Local health department funding totals $115.2 million. While funding remains stable, outdated formulas continue to strain local health departments amid rising costs and expanding responsibilities.

Community Colleges: Modest Growth With New Caps
State aid for community colleges totals $518.1 million, an increase of $13.0 million (2.6%).
The BRFA proposes to cap enrollment-driven growth under the Senator John R. Cade formula at 3% annually through fiscal 2029. Under the uncapped formula, funding would grow by $32 million in fiscal 2027 alone. The cap reduces that increase by $21 million.
The State continues to pay pension and retirement costs for eligible community college employees. However, the BRFA shifts half of future retirement cost growth to counties in perpetuity.
BRFA: Cost Shifts and New Local Obligations
The Budget Reconciliation and Financing Act implements the governor’s budget by changing State law, capping formulas, redirecting funds, and shifting costs.
For counties, the BRFA compounds pressures already absorbed in fiscal 2026.
Significant provisions include:
- Shifting 50% of the increased retirement costs for K–12 education, community colleges, and libraries to local governments beginning in fiscal 2027
- Capping community college formula growth during a period of workforce demand
- Expanding allowable uses of the 9-1-1 Trust Fund to cover State agency operations, diverting funds from county emergency communications systems
- Creating an assisted outpatient treatment structure that ultimately shifts 100% of program costs to counties by fiscal 2031
- Level-funding Disparity Grants through fiscal 2029
Taken together, counties face roughly $200 million in new or continued obligations across the last two budget cycles to help balance the State’s books.
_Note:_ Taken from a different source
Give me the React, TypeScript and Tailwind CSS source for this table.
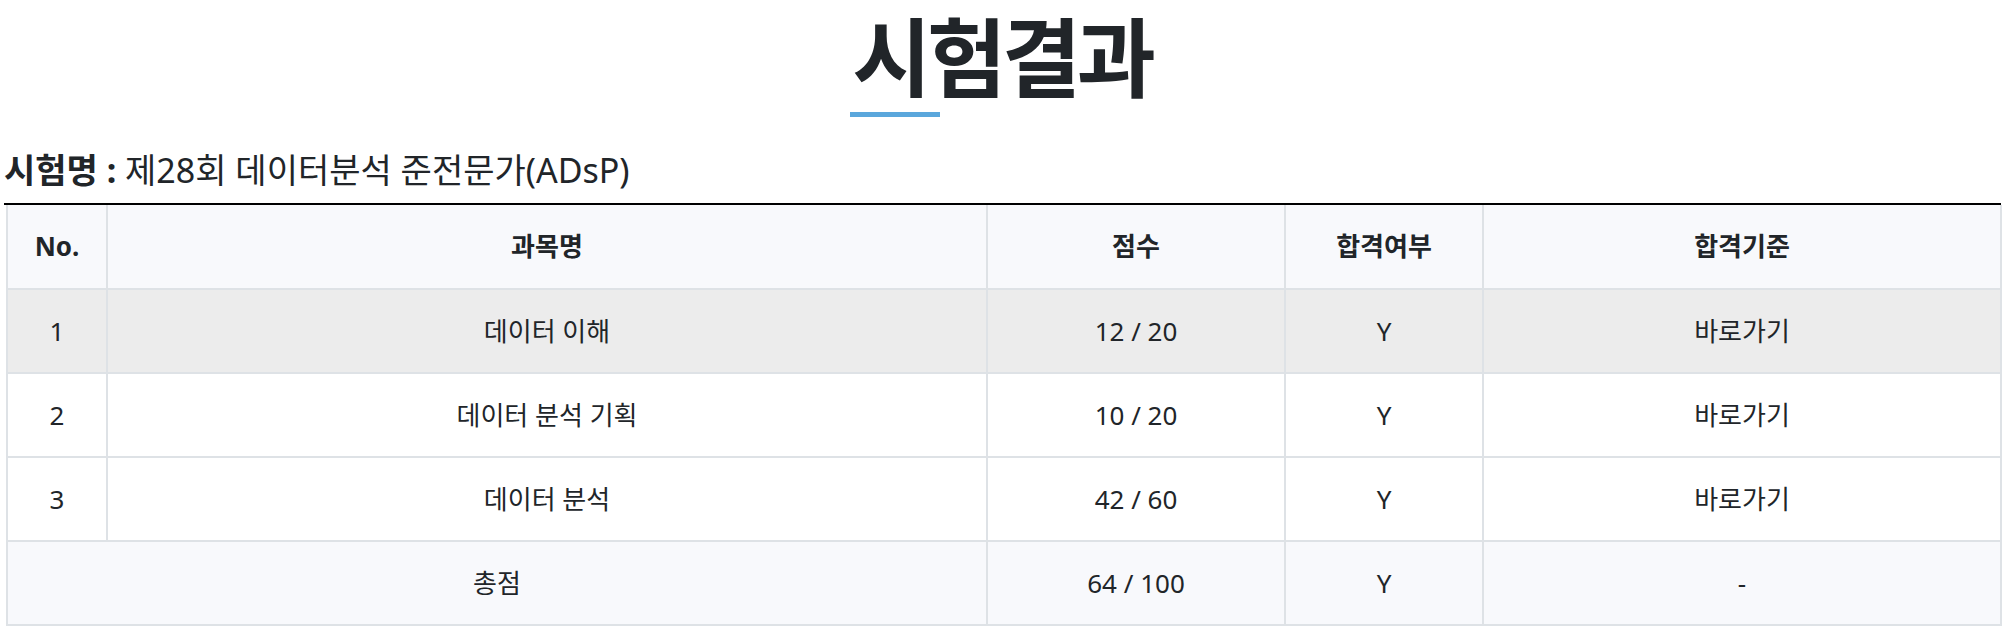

The Bottom Line for Counties
The governor’s fiscal 2027 budget increases funding that flows through county governments, but it does not ease the pressures counties face.
Education aid continues to grow on paper, transportation funding remains temporarily stable, and overall “local aid” rises. At the same time, the spending plan relies on capped formulas, flat-funded programs, and significant cost shifts that push more responsibility onto counties without providing new tools or flexibility.
Those shifts occur even as counties face the same economic uncertainty, inflationary pressures, and service demands as the State. Counties fund schools, build and maintain roads, support public safety, and deliver core services every day. Yet, the State budget increasingly treats local governments as a backstop for unresolved State fiscal choices.
As the General Assembly begins its review, MACo will continue pressing lawmakers to reject cost shifts, protect local revenue capacity, and restore balance to the State–local fiscal partnership. Counties cannot serve as the State’s fiscal backstop without consequences for residents and local services.